• _Description of the task_:
Skip the pictures and extract all of the lines exactly as written.

• _Recorded data_:

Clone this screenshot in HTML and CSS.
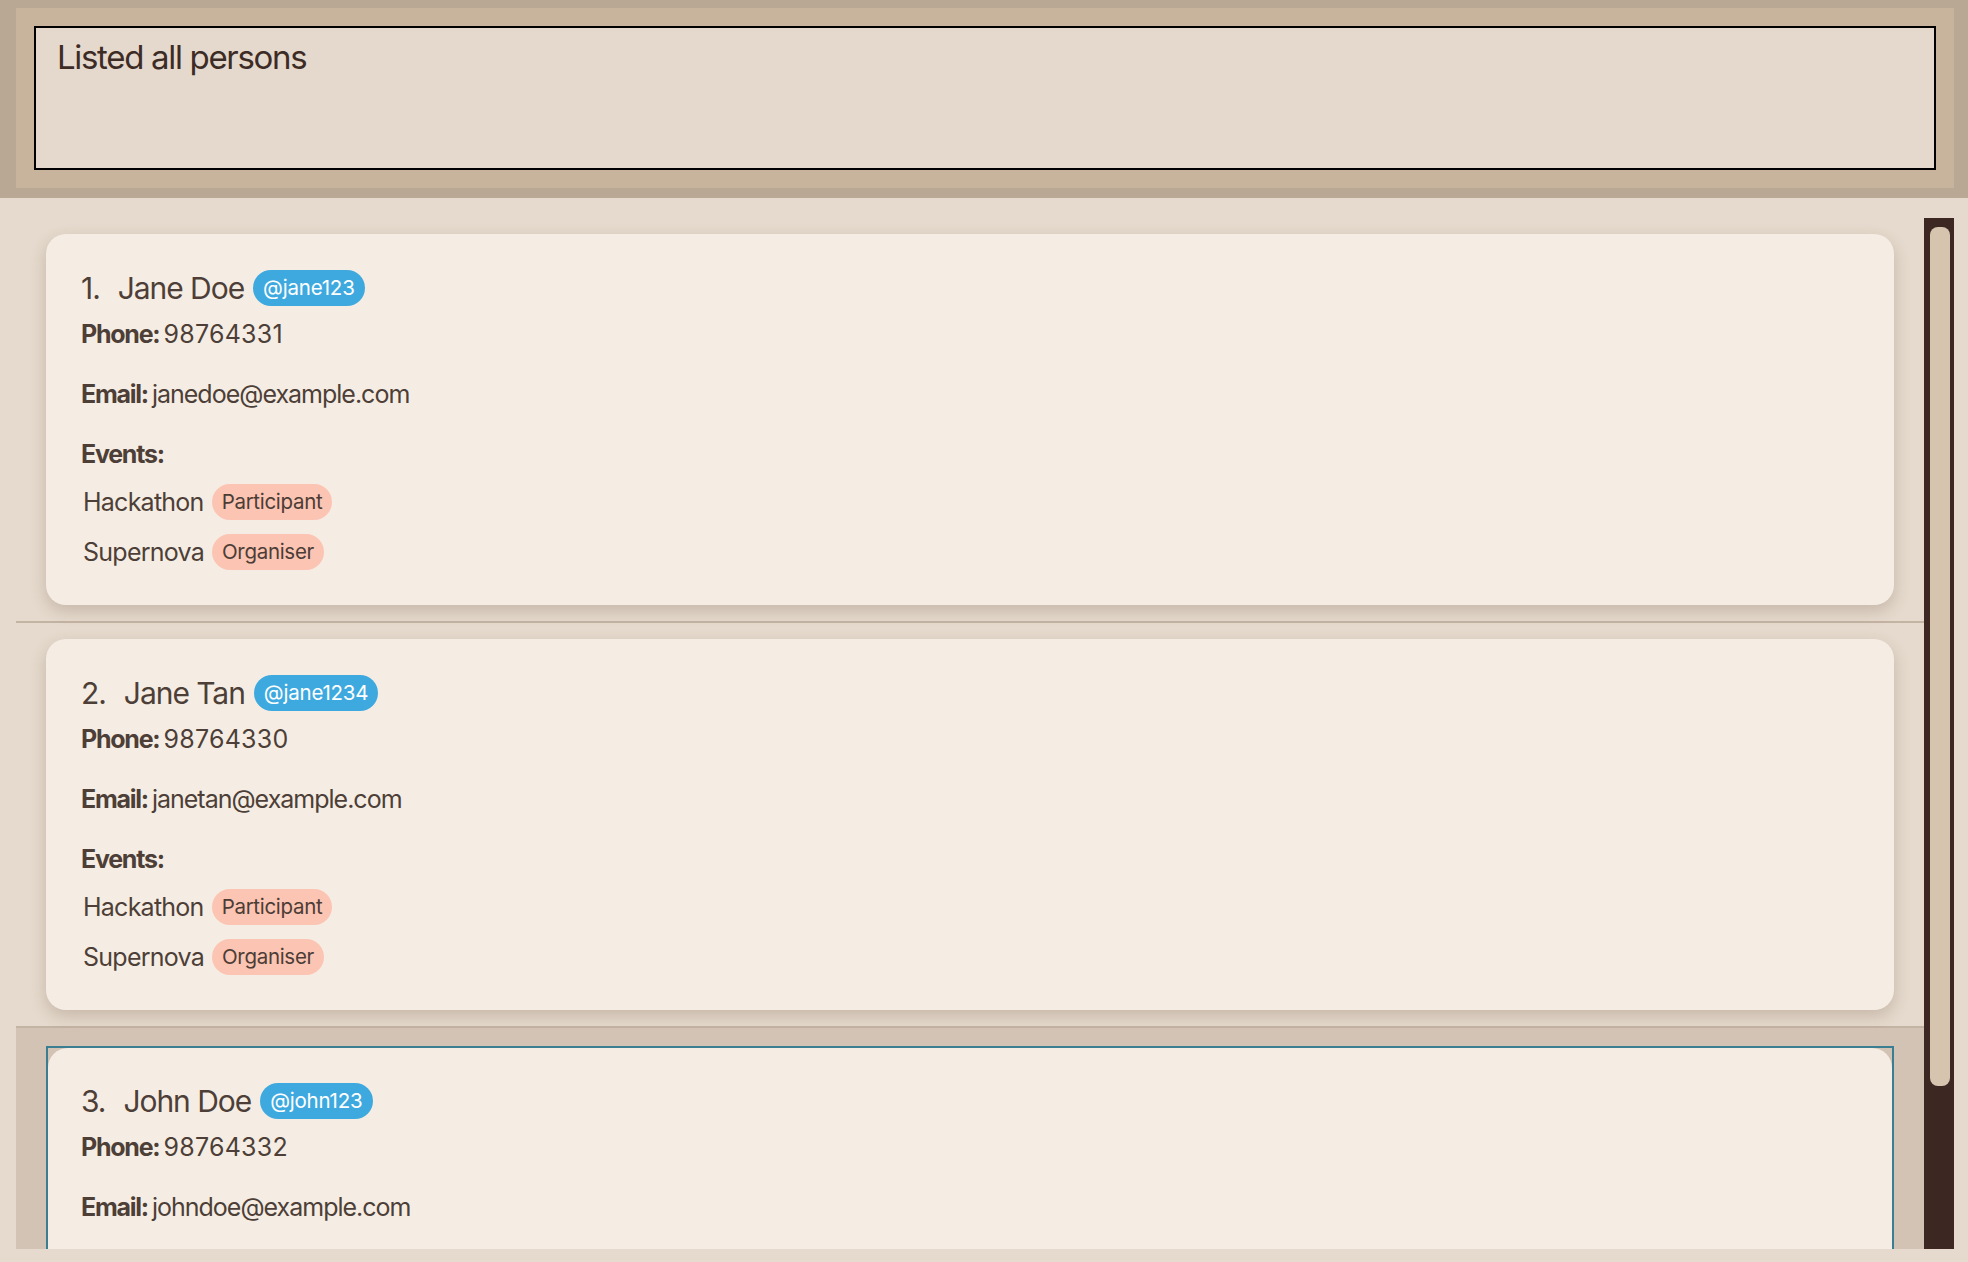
FILE: index.html
```html
<!DOCTYPE html>
<html>
<head>
<meta charset="utf-8">
<link rel="stylesheet" href="styles.css">
</head>
<body>
<div class="header">
  <div class="header-inner">
    <div class="result-box">Listed all persons</div>
  </div>
</div>
<div class="main">
  <div class="list">
    <div class="cell">
      <div class="card">
        <div class="name-row"><span class="idx">1.</span><span class="name">Jane Doe</span><span class="handle">@jane123</span></div>
        <div class="line first"><b>Phone:</b><span class="val num">98764331</span></div>
        <div class="line"><b>Email:</b><span class="val">janedoe@example.com</span></div>
        <div class="line"><b>Events:</b></div>
        <div class="event ev1"><span class="ev-name">Hackathon</span><span class="role">Participant</span></div>
        <div class="event"><span class="ev-name">Supernova</span><span class="role">Organiser</span></div>
      </div>
    </div>
    <div class="cell">
      <div class="card">
        <div class="name-row"><span class="idx">2.</span><span class="name">Jane Tan</span><span class="handle">@jane1234</span></div>
        <div class="line first"><b>Phone:</b><span class="val num">98764330</span></div>
        <div class="line"><b>Email:</b><span class="val">janetan@example.com</span></div>
        <div class="line"><b>Events:</b></div>
        <div class="event ev1"><span class="ev-name">Hackathon</span><span class="role">Participant</span></div>
        <div class="event"><span class="ev-name">Supernova</span><span class="role">Organiser</span></div>
      </div>
    </div>
    <div class="cell selected">
      <div class="frame">
        <div class="card">
          <div class="name-row"><span class="idx">3.</span><span class="name">John Doe</span><span class="handle">@john123</span></div>
          <div class="line first"><b>Phone:</b><span class="val num">98764332</span></div>
          <div class="line"><b>Email:</b><span class="val">johndoe@example.com</span></div>
          <div class="line"><b>Events:</b></div>
          <div class="event ev1"><span class="ev-name">Hackathon</span><span class="role">Participant</span></div>
          <div class="event"><span class="ev-name">Supernova</span><span class="role">Organiser</span></div>
        </div>
      </div>
    </div>
  </div>
  <div class="scrollbar"><div class="thumb"></div></div>
</div>
</body>
</html>
```
FILE: styles.css
```css
html, body {
  margin: 0;
  padding: 0;
}
body {
  width: 1968px;
  height: 1262px;
  overflow: hidden;
  background: #e4d8cc;
  font-family: Inter, "Noto Sans", sans-serif;
  color: #4d3f37;
}
.header {
  background: #b8a894;
  padding: 8px 14px 10px 16px;
}
.header-inner {
  background: #c8b49c;
  padding: 18px;
}
.result-box {
  box-sizing: border-box;
  height: 144px;
  border: 2px solid #000;
  background: #e5d9cd;
  padding: 9px 21px;
  font-size: 33px;
  letter-spacing: -0.04em;
  color: #3d2c26;
}
.main {
  display: flex;
  padding: 20px 14px 13px 16px;
  height: 1031px;
  background: #e5dacd;
}
.list {
  flex: 1;
  overflow: hidden;
}
.cell {
  padding: 16px 30px;
  border-bottom: 2px solid #c4b4a4;
}
.cell.selected {
  background: #d3c3b4;
  padding-top: 18px;
}
.card {
  background: #f5ede4;
  border-radius: 20px;
  padding: 36px 35px 35px 35px;
  box-shadow: 0 6px 16px rgba(90, 60, 40, 0.22);
}
.frame {
  border: 2px solid #3b7d93;
}
.frame .card {
  padding-top: 35px;
  padding-left: 33px;
  box-shadow: none;
}
.name-row {
  display: flex;
  align-items: center;
  height: 36px;
  font-size: 30px;
  letter-spacing: -0.035em;
}
.idx {
  margin-right: 18px;
}
.name {
  margin-right: 9px;
}
.handle {
  background: #3ea9df;
  color: #fff;
  font-size: 20.5px;
  letter-spacing: -0.01em;
  height: 36px;
  line-height: 36px;
  padding: 0 10px;
  border-radius: 18px;
}
.line {
  font-size: 25px;
  line-height: 30px;
  margin-top: 30px;
  letter-spacing: -0.04em;
}
.line.first {
  margin-top: 13px;
}
.line b {
  font-weight: 700;
  letter-spacing: -0.05em;
}
.val {
  margin-left: 4px;
}
.val.num {
  letter-spacing: 0.01em;
}
.event {
  display: flex;
  align-items: center;
  height: 36px;
  font-size: 25px;
  letter-spacing: -0.03em;
  margin-top: 14px;
  padding-left: 2px;
}
.event.ev1 {
  margin-top: 15px;
}
.ev-name {
  margin-right: 8px;
}
.role {
  background: #fcc4b2;
  color: #4b3d36;
  font-size: 20.5px;
  letter-spacing: -0.015em;
  height: 36px;
  line-height: 36px;
  padding: 0 10px;
  border-radius: 18px;
}
.scrollbar {
  width: 30px;
  background: #3d2722;
  padding: 9px 4px 0 6px;
  box-sizing: border-box;
}
.thumb {
  height: 859px;
  background: #d6c4af;
  border-radius: 8px;
}
```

• _Answer below_:
Clone this screenshot in HTML and CSS.
FILE: index.html
```html
<!DOCTYPE html>
<html>
<head>
<meta charset="utf-8">
<link rel="stylesheet" href="styles.css">
</head>
<body>
<div class="header">
  <div class="header-inner">
    <div class="result-box">Listed all persons</div>
  </div>
</div>
<div class="main">
  <div class="list">
    <div class="cell">
      <div class="card">
        <div class="name-row"><span class="idx">1.</span><span class="name">Jane Doe</span><span class="handle">@jane123</span></div>
        <div class="line first"><b>Phone:</b><span class="val num">98764331</span></div>
        <div class="line"><b>Email:</b><span class="val">janedoe@example.com</span></div>
        <div class="line"><b>Events:</b></div>
        <div class="event ev1"><span class="ev-name">Hackathon</span><span class="role">Participant</span></div>
        <div class="event"><span class="ev-name">Supernova</span><span class="role">Organiser</span></div>
      </div>
    </div>
    <div class="cell">
      <div class="card">
        <div class="name-row"><span class="idx">2.</span><span class="name">Jane Tan</span><span class="handle">@jane1234</span></div>
        <div class="line first"><b>Phone:</b><span class="val num">98764330</span></div>
        <div class="line"><b>Email:</b><span class="val">janetan@example.com</span></div>
        <div class="line"><b>Events:</b></div>
        <div class="event ev1"><span class="ev-name">Hackathon</span><span class="role">Participant</span></div>
        <div class="event"><span class="ev-name">Supernova</span><span class="role">Organiser</span></div>
      </div>
    </div>
    <div class="cell selected">
      <div class="frame">
        <div class="card">
          <div class="name-row"><span class="idx">3.</span><span class="name">John Doe</span><span class="handle">@john123</span></div>
          <div class="line first"><b>Phone:</b><span class="val num">98764332</span></div>
          <div class="line"><b>Email:</b><span class="val">johndoe@example.com</span></div>
          <div class="line"><b>Events:</b></div>
          <div class="event ev1"><span class="ev-name">Hackathon</span><span class="role">Participant</span></div>
          <div class="event"><span class="ev-name">Supernova</span><span class="role">Organiser</span></div>
        </div>
      </div>
    </div>
  </div>
  <div class="scrollbar"><div class="thumb"></div></div>
</div>
</body>
</html>
```
FILE: styles.css
```css
html, body {
  margin: 0;
  padding: 0;
}
body {
  width: 1968px;
  height: 1262px;
  overflow: hidden;
  background: #e4d8cc;
  font-family: Inter, "Noto Sans", sans-serif;
  color: #4d3f37;
}
.header {
  background: #b8a894;
  padding: 8px 14px 10px 16px;
}
.header-inner {
  background: #c8b49c;
  padding: 18px;
}
.result-box {
  box-sizing: border-box;
  height: 144px;
  border: 2px solid #000;
  background: #e5d9cd;
  padding: 9px 21px;
  font-size: 33px;
  letter-spacing: -0.04em;
  color: #3d2c26;
}
.main {
  display: flex;
  padding: 20px 14px 13px 16px;
  height: 1031px;
  background: #e5dacd;
}
.list {
  flex: 1;
  overflow: hidden;
}
.cell {
  padding: 16px 30px;
  border-bottom: 2px solid #c4b4a4;
}
.cell.selected {
  background: #d3c3b4;
  padding-top: 18px;
}
.card {
  background: #f5ede4;
  border-radius: 20px;
  padding: 36px 35px 35px 35px;
  box-shadow: 0 6px 16px rgba(90, 60, 40, 0.22);
}
.frame {
  border: 2px solid #3b7d93;
}
.frame .card {
  padding-top: 35px;
  padding-left: 33px;
  box-shadow: none;
}
.name-row {
  display: flex;
  align-items: center;
  height: 36px;
  font-size: 30px;
  letter-spacing: -0.035em;
}
.idx {
  margin-right: 18px;
}
.name {
  margin-right: 9px;
}
.handle {
  background: #3ea9df;
  color: #fff;
  font-size: 20.5px;
  letter-spacing: -0.01em;
  height: 36px;
  line-height: 36px;
  padding: 0 10px;
  border-radius: 18px;
}
.line {
  font-size: 25px;
  line-height: 30px;
  margin-top: 30px;
  letter-spacing: -0.04em;
}
.line.first {
  margin-top: 13px;
}
.line b {
  font-weight: 700;
  letter-spacing: -0.05em;
}
.val {
  margin-left: 4px;
}
.val.num {
  letter-spacing: 0.01em;
}
.event {
  display: flex;
  align-items: center;
  height: 36px;
  font-size: 25px;
  letter-spacing: -0.03em;
  margin-top: 14px;
  padding-left: 2px;
}
.event.ev1 {
  margin-top: 15px;
}
.ev-name {
  margin-right: 8px;
}
.role {
  background: #fcc4b2;
  color: #4b3d36;
  font-size: 20.5px;
  letter-spacing: -0.015em;
  height: 36px;
  line-height: 36px;
  padding: 0 10px;
  border-radius: 18px;
}
.scrollbar {
  width: 30px;
  background: #3d2722;
  padding: 9px 4px 0 6px;
  box-sizing: border-box;
}
.thumb {
  height: 859px;
  background: #d6c4af;
  border-radius: 8px;
}
```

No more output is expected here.